As used herein, including in the claims, the article “a” before a noun is open-ended and understood to refer to “at least one” of those nouns or “one or more” of those nouns. Thus, the terms “a,” “at least one,” “one or more,” “at least one of one or more” may be interchangeable. For example, if a claim recites “a component” that performs one or more functions, each of the individual functions may be performed by a single component or by any combination of multiple components. Thus, the term “a component” having characteristics or performing functions may refer to “at least one of one or more components” having a particular characteristic or performing a particular function. Subsequent reference to a component introduced with the article “a” using the terms “the” or “said” may refer to any or all of the one or more components. For example, a component introduced with the article “a” may be understood to mean “one or more components,” and referring to “the component” subsequently in the claims may be understood to be equivalent to referring to “at least one of the one or more components.” Similarly, subsequent reference to a component introduced as “one or more components” using the terms “the” or “said” may refer to any or all of the one or more components. For example, referring to “the one or more components” subsequently in the claims may be understood to be equivalent to referring to “at least one of the one or more components.”

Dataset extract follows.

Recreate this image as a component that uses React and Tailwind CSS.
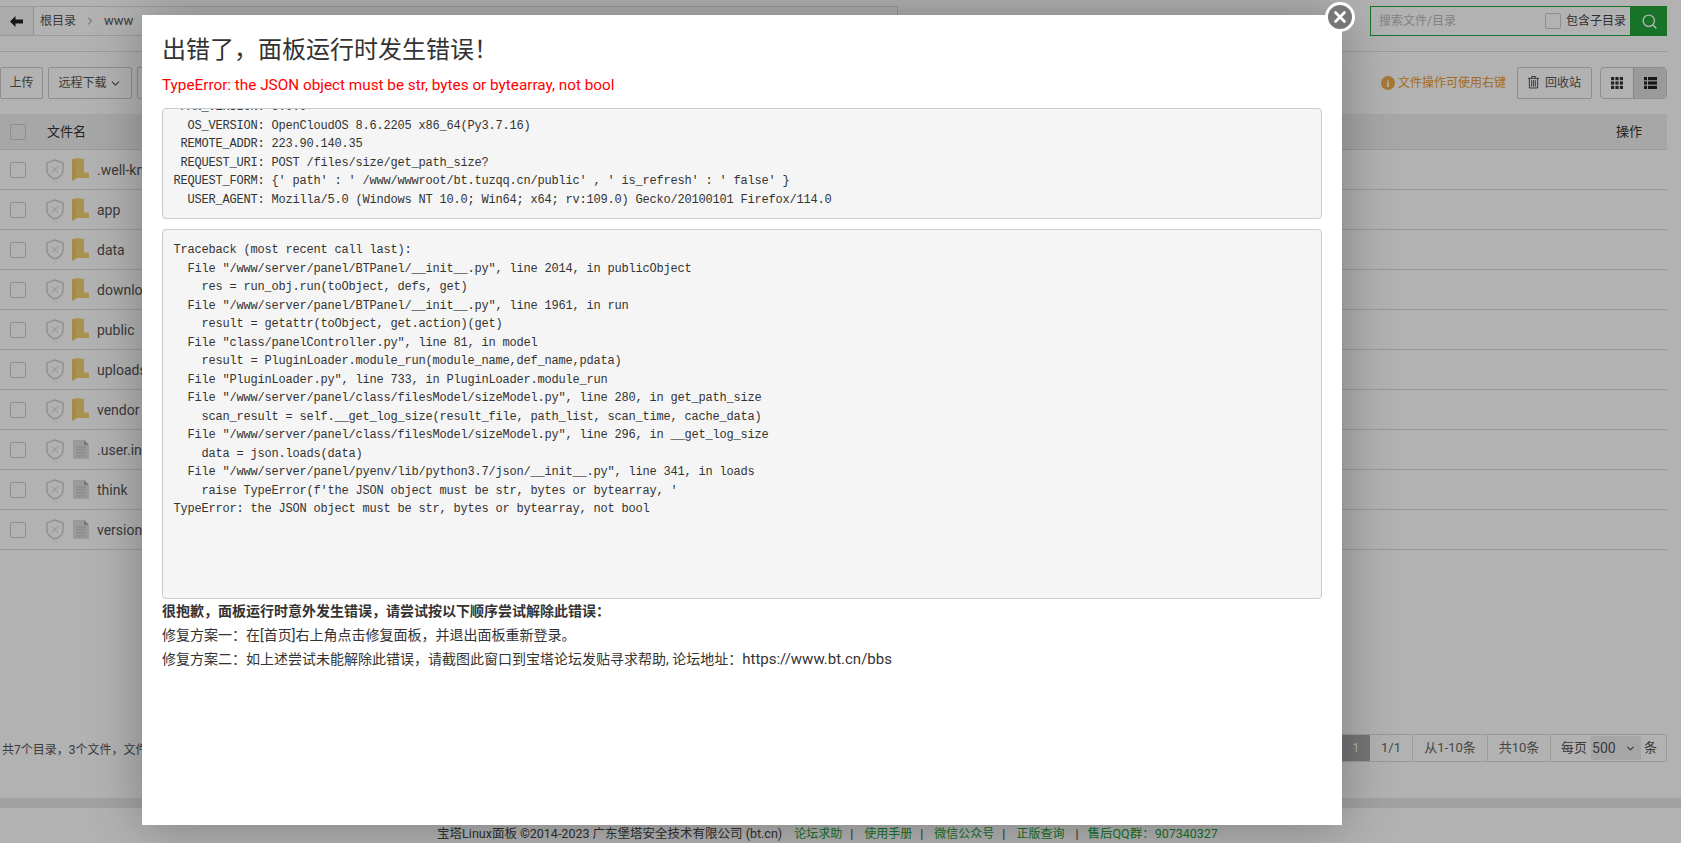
import { Search, ChevronDown, ChevronRight, X } from "lucide-react";

const files = [
  { name: ".well-known", dir: true },
  { name: "app", dir: true },
  { name: "data", dir: true },
  { name: "download", dir: true },
  { name: "public", dir: true },
  { name: "uploads", dir: true },
  { name: "vendor", dir: true },
  { name: ".user.ini", dir: false },
  { name: "think", dir: false },
  { name: "version", dir: false },
];

const envLines = [
  " PAN_VERSION: 8.0.0",
  "  OS_VERSION: OpenCloudOS 8.6.2205 x86_64(Py3.7.16)",
  " REMOTE_ADDR: 223.90.140.35",
  " REQUEST_URI: POST /files/size/get_path_size?",
  "REQUEST_FORM: {' path' : ' /www/wwwroot/bt.tuzqq.cn/public' , ' is_refresh' : ' false' }",
  "  USER_AGENT: Mozilla/5.0 (Windows NT 10.0; Win64; x64; rv:109.0) Gecko/20100101 Firefox/114.0",
];

const traceLines = [
  "Traceback (most recent call last):",
  '  File "/www/server/panel/BTPanel/__init__.py", line 2014, in publicObject',
  "    res = run_obj.run(toObject, defs, get)",
  '  File "/www/server/panel/BTPanel/__init__.py", line 1961, in run',
  "    result = getattr(toObject, get.action)(get)",
  '  File "class/panelController.py", line 81, in model',
  "    result = PluginLoader.module_run(module_name,def_name,pdata)",
  '  File "PluginLoader.py", line 733, in PluginLoader.module_run',
  '  File "/www/server/panel/class/filesModel/sizeModel.py", line 280, in get_path_size',
  "    scan_result = self.__get_log_size(result_file, path_list, scan_time, cache_data)",
  '  File "/www/server/panel/class/filesModel/sizeModel.py", line 296, in __get_log_size',
  "    data = json.loads(data)",
  '  File "/www/server/panel/pyenv/lib/python3.7/json/__init__.py", line 341, in loads',
  "    raise TypeError(f'the JSON object must be str, bytes or bytearray, '",
  "TypeError: the JSON object must be str, bytes or bytearray, not bool",
];

const ShieldIcon = () => (
  <svg width="18" height="21" viewBox="0 0 18 21" fill="none" stroke="#cfcfcf" className="shrink-0">
    <path d="M9 1 L17 4 V11 C17 15.5 13 18.5 9 20 C5 18.5 1 15.5 1 11 V4 Z" strokeWidth="1.5" />
    <path d="M6 7.5 L12 13.5 M12 7.5 L6 13.5" strokeWidth="1" />
  </svg>
);

const FolderIcon = () => (
  <svg width="17" height="24" viewBox="0 0 17 24" className="shrink-0">
    <path d="M0 1 H9 L11 3 V19 H0 Z" fill="#e2bf62" />
    <path d="M4 0 L12 1 V14 L17 15 V20 H5 L0 23 V2 Z" fill="#f3d271" />
    <path d="M0 2 L4 4 V20 L0 23 Z" fill="#e9c766" />
  </svg>
);

const DocIcon = () => (
  <svg width="16" height="21" viewBox="0 0 16 21" className="shrink-0">
    <path d="M0 1 H11 L16 6 V20 H0 Z" fill="#dedede" />
    <path d="M11 1 L16 6 H11 Z" fill="#a8a8a8" />
    <path d="M3 8 H13 M3 11 H13 M3 14 H13 M3 17 H13" stroke="#bdbdbd" strokeWidth="1" />
  </svg>
);

const Checkbox = () => (
  <span className="block w-4 h-4 border border-[#ccc] rounded-[2px] bg-transparent shrink-0" />
);

const FileRow = ({ file }) => (
  <div className="flex items-center h-10 border-b border-[#ddd] pl-[10px] text-[14px] text-[#555]">
    <Checkbox />
    <span className="ml-5 flex"><ShieldIcon /></span>
    <span className="ml-[8px] w-[17px] flex justify-center">
      {file.dir ? <FolderIcon /> : <DocIcon />}
    </span>
    <span className="ml-[8px] pt-[1px]">{file.name}</span>
  </div>
);

const GridIcon = () => (
  <svg width="12" height="12" viewBox="0 0 12 12" fill="#333">
    {[0, 4.4, 8.8].map((y) =>
      [0, 4.4, 8.8].map((x) => <rect key={`${x}-${y}`} x={x} y={y} width="3.2" height="3.2" />)
    )}
  </svg>
);

const ListIcon = () => (
  <svg width="13" height="12" viewBox="0 0 13 12" fill="#222">
    {[0, 4.4, 8.8].map((y) => (
      <g key={y}>
        <rect x="0" y={y} width="3" height="3.2" />
        <rect x="4" y={y} width="9" height="3.2" />
      </g>
    ))}
  </svg>
);

const TrashIcon = () => (
  <svg width="11" height="14" viewBox="0 0 12 14" fill="none" stroke="#444" strokeWidth="1" className="-mt-[3px]">
    <path d="M0 3 H12 M4 3 V1 H8 V3 M1.5 3 V13.5 H10.5 V3 M4 5 V12 M6 5 V12 M8 5 V12" />
  </svg>
);

const App = () => {
  return (
    <div className="relative w-[1681px] h-[843px] overflow-hidden bg-white font-['Roboto','Noto_Sans_CJK_SC',sans-serif]">
      {/* File panel behind the dialog */}
      <div className="flex flex-col h-full bg-white">
        <div className="pr-[14px] pt-[6px]">
          <div className="flex justify-between h-[30px]">
            <div className="flex w-[898px] border border-[#ddd] border-l-0 h-[30px] text-[12px] text-[#555]">
              <span className="w-[34px] flex items-center justify-center border-r border-[#ccc] bg-[#f5f5f5]">
                <svg width="13" height="11" viewBox="0 0 13 11" fill="#222">
                  <path d="M0 5.5 L5.5 0 V3.5 H13 V7.5 H5.5 V11 Z" />
                </svg>
              </span>
              <span className="ml-[6px] flex items-center">根目录</span>
              <ChevronRight className="w-[12px] h-[12px] my-auto mx-[8px]" strokeWidth={1.5} />
              <span className="flex items-center text-[13px]">www</span>
            </div>
            <div className="flex w-[297px] h-[30px]">
              <div className="flex-1 flex items-center border border-[#20a53a] pl-2">
                <span className="flex-1 text-[12px] text-[#bbb]">搜索文件/目录</span>
                <Checkbox />
                <span className="ml-[5px] mr-[4px] text-[12px] text-[#444]">包含子目录</span>
              </div>
              <span className="w-[36px] bg-[#20a53a] flex items-center justify-center">
                <Search className="w-[17px] h-[17px] text-white" strokeWidth={2} />
              </span>
            </div>
          </div>
          <div className="mt-[15px] border-b border-[#ddd]" />
          <div className="flex justify-between mt-[15px] h-[32px] text-[12px] text-[#555]">
            <div className="flex gap-[5px]">
              <span className="w-[43px] flex items-center justify-center border border-[#ccc] rounded-[2px]">上传</span>
              <span className="w-[84px] flex items-center justify-center gap-[2px] border border-[#ccc] rounded-[2px]">
                远程下载
                <ChevronDown className="w-[13px] h-[13px]" />
              </span>
              <span className="w-[60px] border border-[#ccc] rounded-[2px]" />
            </div>
            <div className="flex items-center">
              <span className="w-[14px] h-[14px] rounded-full bg-[#f0ad4e] text-white text-[11px] leading-[14px] font-bold text-center font-['Liberation_Serif',serif]">i</span>
              <span className="ml-[3px] text-[#ec9a2e] text-[12px]">文件操作可使用右键</span>
              <span className="ml-[11px] w-[75px] h-[32px] flex items-center justify-center gap-[6px] border border-[#ccc] rounded-[2px]">
                <TrashIcon />
                回收站
              </span>
              <div className="ml-[8px] flex h-[32px] w-[67px] border border-[#ccc] rounded-[4px] overflow-hidden">
                <span className="flex-1 flex items-center justify-center"><GridIcon /></span>
                <span className="flex-1 flex items-center justify-center bg-[#ddd] border-l border-[#bbb]"><ListIcon /></span>
              </div>
            </div>
          </div>
          <div className="mt-[15px]">
            <div className="flex items-center h-[36px] bg-[#efefef] border-b border-[#ddd] pl-[10px] pr-[25px] text-[13px] text-[#333]">
              <Checkbox />
              <span className="ml-[21px] flex-1">文件名</span>
              <span>操作</span>
            </div>
            {files.map((file) => (
              <FileRow key={file.name} file={file} />
            ))}
          </div>
          <div className="flex justify-between items-center mt-[184px] h-[28px] text-[12px] text-[#555]">
            <span className="pl-[2px] pt-[3px]">共7个目录，3个文件，文件大小:计算</span>
            <div className="flex h-[28px] border border-[#ddd] text-[13px] text-[#666]">
              <span className="w-[28px] flex items-center justify-center bg-[#aaa] text-white">1</span>
              <span className="w-[43px] flex items-center justify-center border-r border-[#ddd]">1/1</span>
              <span className="w-[75px] flex items-center justify-center border-r border-[#ddd]">从1-10条</span>
              <span className="w-[63px] flex items-center justify-center border-r border-[#ddd]">共10条</span>
              <span className="w-[115px] flex items-center pl-[10px] text-[#555]">
                每页
                <span className="ml-[4px] w-[50px] h-[24px] flex items-center justify-between px-[1px] bg-[#eee] text-[14px]">
                  500
                  <ChevronDown className="w-[11px] h-[11px] mr-[4px]" strokeWidth={2.5} />
                </span>
                <span className="ml-[3px]">条</span>
              </span>
            </div>
          </div>
        </div>
        <div className="mt-[36px] h-[10px] bg-[#e8e8e8]" />
        <div className="mt-[17px] flex justify-center text-[12.5px] leading-[18px] text-[#444] pr-[26px]">
          <span>宝塔Linux面板 ©2014-2023 广东堡塔安全技术有限公司 (bt.cn)</span>
          <span className="ml-3 text-[12px] text-[#20a53a]">论坛求助</span>
          <span className="ml-[8px] mr-[11px]">|</span>
          <span className="text-[12px] text-[#20a53a]">使用手册</span>
          <span className="ml-[8px] mr-[11px]">|</span>
          <span className="text-[12px] text-[#20a53a]">微信公众号</span>
          <span className="ml-[8px] mr-[11px]">|</span>
          <span className="text-[12px] text-[#20a53a]">正版查询</span>
          <span className="ml-[11px] mr-[9px]">|</span>
          <span className="text-[#20a53a]">售后QQ群：907340327</span>
        </div>
      </div>

      {/* Shade over the page */}
      <div className="absolute inset-0 bg-black/30" />

      {/* Error dialog */}
      <div className="absolute left-[142px] top-[15px] w-[1200px] h-[810px] bg-white shadow-[1px_1px_50px_rgba(0,0,0,0.3)] px-5">
        <h1 className="mt-[17px] text-[24px] leading-[36px] text-[#333]">出错了，面板运行时发生错误！</h1>
        <p className="mt-[5px] text-[15.3px] leading-[24px] text-[#f00]">TypeError: the JSON object must be str, bytes or bytearray, not bool</p>
        <div className="mt-[11px] h-[111px] overflow-hidden border border-[#ccc] rounded-[4px] bg-[#f5f5f5] px-[10.5px] font-['Liberation_Mono',monospace] text-[12px] tracking-[-0.2px] leading-[18.5px] text-[#333] whitespace-pre">
          <div className="-mt-[11px]">
            {envLines.map((line) => (
              <div key={line}>{line}</div>
            ))}
          </div>
        </div>
        <div className="mt-[10px] h-[370px] overflow-hidden border border-[#ccc] rounded-[4px] bg-[#f5f5f5] px-[10.5px] pt-[11px] font-['Liberation_Mono',monospace] text-[12px] tracking-[-0.2px] leading-[18.5px] text-[#333] whitespace-pre">
          {traceLines.map((line) => (
            <div key={line}>{line}</div>
          ))}
        </div>
        <p className="mt-[1px] text-[14px] leading-[22px] font-bold text-[#333]">很抱歉，面板运行时意外发生错误，请尝试按以下顺序尝试解除此错误：</p>
        <p className="mt-[2px] text-[14px] leading-[22px] text-[#333]">修复方案一：在[首页]右上角点击修复面板，并退出面板重新登录。</p>
        <p className="mt-[2px] text-[14px] leading-[22px] text-[#333]">修复方案二：如上述尝试未能解除此错误，请截图此窗口到宝塔论坛发贴寻求帮助, 论坛地址：<span className="text-[15px]">https://www.bt.cn/bbs</span></p>
      </div>

      {/* Close button sits on the dialog corner */}
      <span className="absolute left-[1325px] top-[2px] w-[30px] h-[30px] rounded-full bg-[#777] border-[3px] border-white flex items-center justify-center">
        <X className="w-[18px] h-[18px] text-white" strokeWidth={3.5} />
      </span>
    </div>
  );
};

export default App;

Computer-readable media includes both non-transitory computer storage media and communication media including any medium that facilitates transfer of a computer program from one place to another. A non-transitory storage medium may be any available medium that can be accessed by a general purpose or special purpose computer. By way of example, and not limitation, non-transitory computer-readable media can comprise RAM, ROM, electrically erasable programmable read-only memory (EEPROM), compact disk (CD) ROM or other optical disk storage, magnetic disk storage or other magnetic storage devices, or any other non-transitory medium that can be used to carry or store desired program code means in the form of instructions or data structures and that can be accessed by a general-purpose or special-purpose computer, or a general-purpose or special-purpose processor. Also, any connection is properly termed a computer-readable medium. For example, if the software is transmitted from a website, server, or other remote source using a coaxial cable, fiber optic cable, twisted pair, digital subscriber line (DSL), or wireless technologies such as infrared, radio, and microwave, then the coaxial cable, fiber optic cable, twisted pair, DSL, or wireless technologies such as infrared, radio, and microwave are included in the definition of medium. Disk and disc, as used herein, include CD, laser disc, optical disc, digital versatile disc (DVD), floppy disk, and Blu-ray disc, where disks usually reproduce data magnetically, while discs reproduce data optically with lasers. Combinations of these are also included within the scope of computer-readable media.

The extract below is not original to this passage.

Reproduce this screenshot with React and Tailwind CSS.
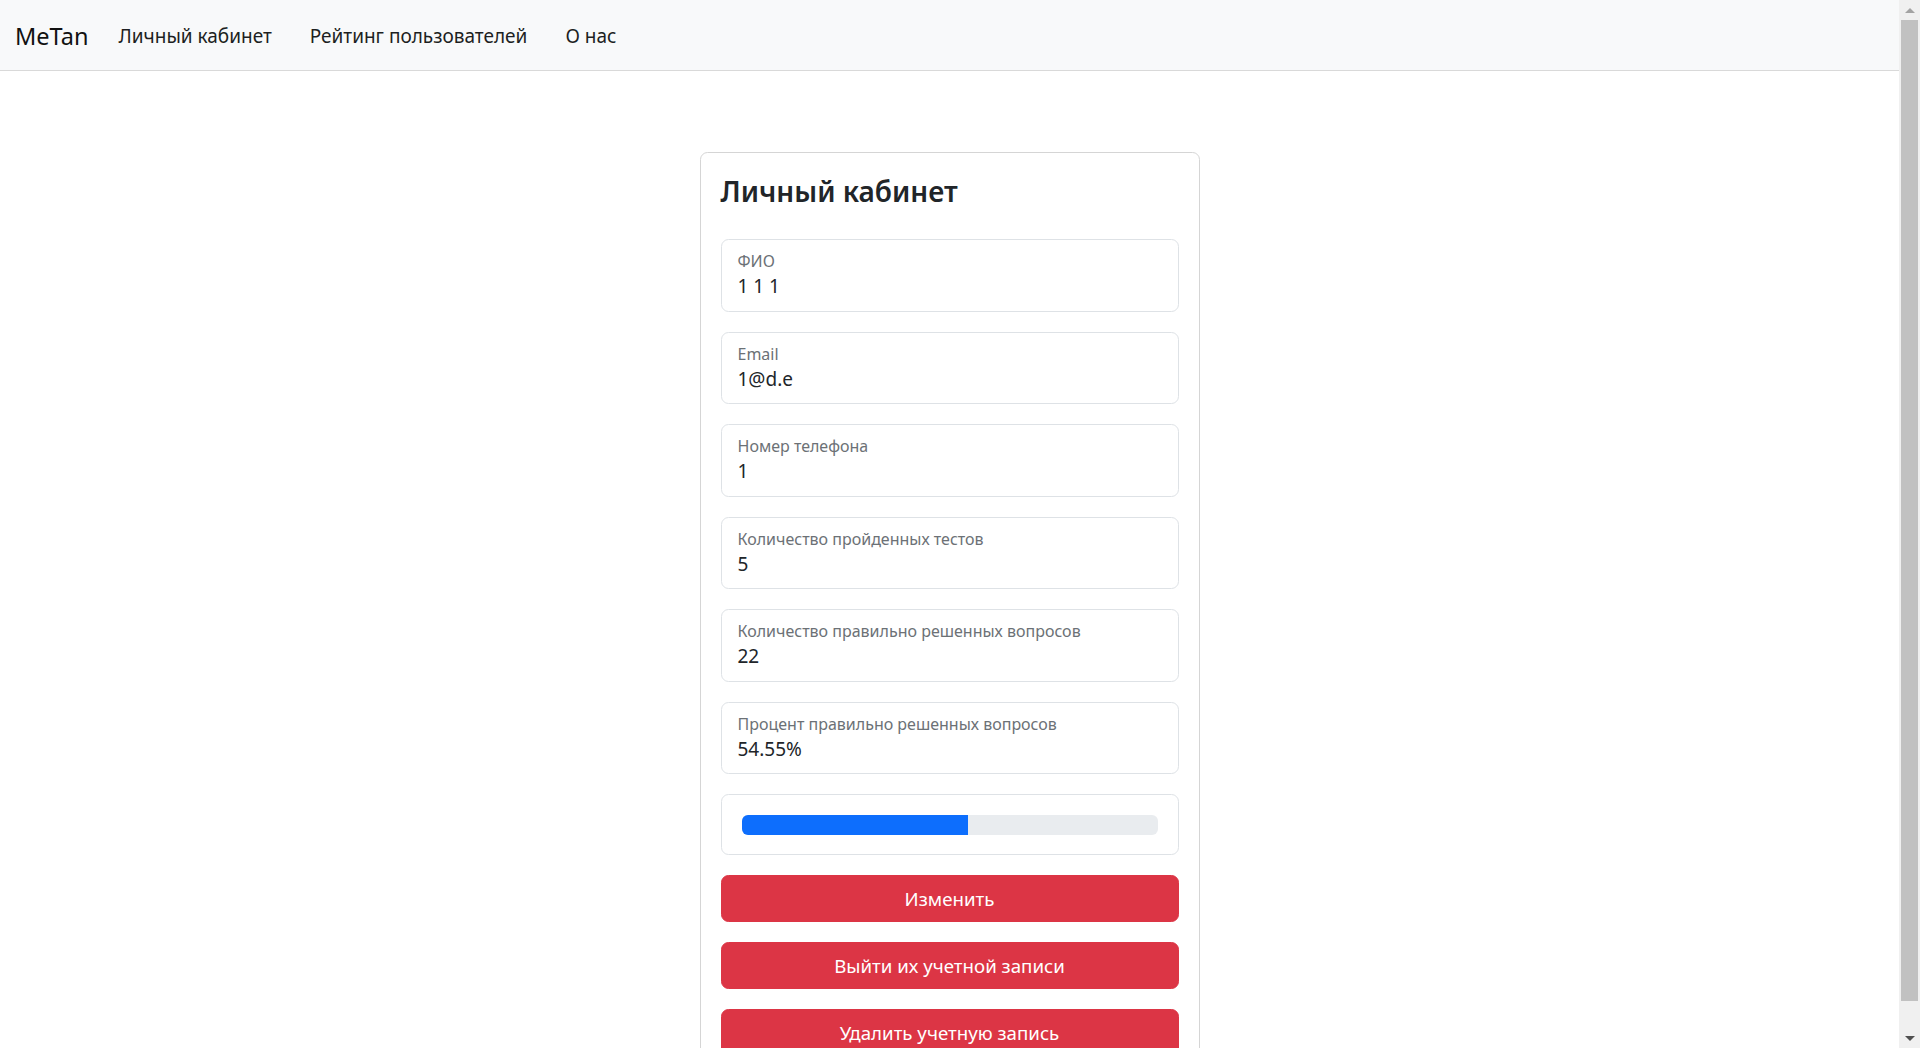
import React from "react";

const fields = [
  { label: "ФИО", value: "1 1 1" },
  { label: "Email", value: "1@d.e" },
  { label: "Номер телефона", value: "1" },
  { label: "Количество пройденных тестов", value: "5" },
  { label: "Количество правильно решенных вопросов", value: "22" },
  { label: "Процент правильно решенных вопросов", value: "54.55%" },
];

function Field({ label, value }) {
  return (
    <div className="mb-5 h-[72.5px] rounded-[7.5px] border border-[#dee2e6] bg-white px-[16px] pt-[11px]">
      <div className="text-[16px] leading-[20px] text-[#6c7176]">{label}</div>
      <div className="mt-[3px] text-[19px] leading-[24px] text-[#212529]">{value}</div>
    </div>
  );
}

function Btn({ children, last }) {
  return (
    <button
      className={
        "block h-[47px] w-full rounded-[7.5px] border border-[#dc3545] bg-[#dc3545] text-[18.7px] leading-[30px] text-white " +
        (last ? "" : "mb-5")
      }
    >
      {children}
    </button>
  );
}

function Scrollbar() {
  return (
    <div className="flex w-[21px] shrink-0 flex-col bg-[#f0f0f0]">
      <div className="flex h-[20px] items-center justify-center">
        <svg width="10" height="5" viewBox="0 0 10 5">
          <polygon points="0,5 5,0 10,5" fill="#a3a3a3" />
        </svg>
      </div>
      <div className="mx-[2px] h-[981px] bg-[#c1c1c1]" />
      <div className="flex flex-1 items-end justify-center pb-[7px]">
        <svg width="10" height="5" viewBox="0 0 10 5">
          <polygon points="0,0 10,0 5,5" fill="#505050" />
        </svg>
      </div>
    </div>
  );
}

export default function App() {
  const pct = 54.55;
  return (
    <div className="flex h-screen overflow-hidden bg-white font-['Noto_Sans',sans-serif] text-[#212529]">
      <div className="min-w-0 flex-1 overflow-hidden">
        <nav className="flex h-[71px] items-center border-b border-[#d9d9d9] bg-[#f8f9fa] px-[15px] pt-[2px]">
          <span className="mr-[30px] text-[23.5px] leading-[30px] text-[#111]">MeTan</span>
          <ul className="flex gap-[38px] text-[19px] leading-[30px] text-[#1d1f22]">
            <li>Личный кабинет</li>
            <li>Рейтинг пользователей</li>
            <li>О нас</li>
          </ul>
        </nav>
        <main className="flex justify-center pb-[8px] pt-[81px]">
          <div className="w-[500px] rounded-[7.5px] border border-[#d5d5d5] bg-white p-5">
            <h4 className="mb-[30px] pt-[1px] text-[28px] font-semibold leading-[35px] text-[#212529]">
              Личный кабинет
            </h4>
            {fields.map((f) => (
              <Field key={f.label} label={f.label} value={f.value} />
            ))}
            <div className="mb-5 flex h-[61px] items-center rounded-[7.5px] border border-[#dee2e6] px-[20px]">
              <div className="h-[20px] w-full overflow-hidden rounded-[6px] bg-[#e9ecef]">
                <div className="h-full bg-[#0d6efd]" style={{ width: `${pct}%` }} />
              </div>
            </div>
            <Btn>Изменить</Btn>
            <Btn>Выйти их учетной записи</Btn>
            <Btn last>Удалить учетную запись</Btn>
          </div>
        </main>
      </div>
      <Scrollbar />
    </div>
  );
}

The description herein is provided to enable a person skilled in the art to make or use the disclosure. Various modifications to the disclosure will be apparent to those skilled in the art, and the generic principles defined herein may be applied to other variations without departing from the scope of the disclosure. Thus, the disclosure is not limited to the examples and designs described herein but is to be accorded the broadest scope consistent with the principles and novel features disclosed herein.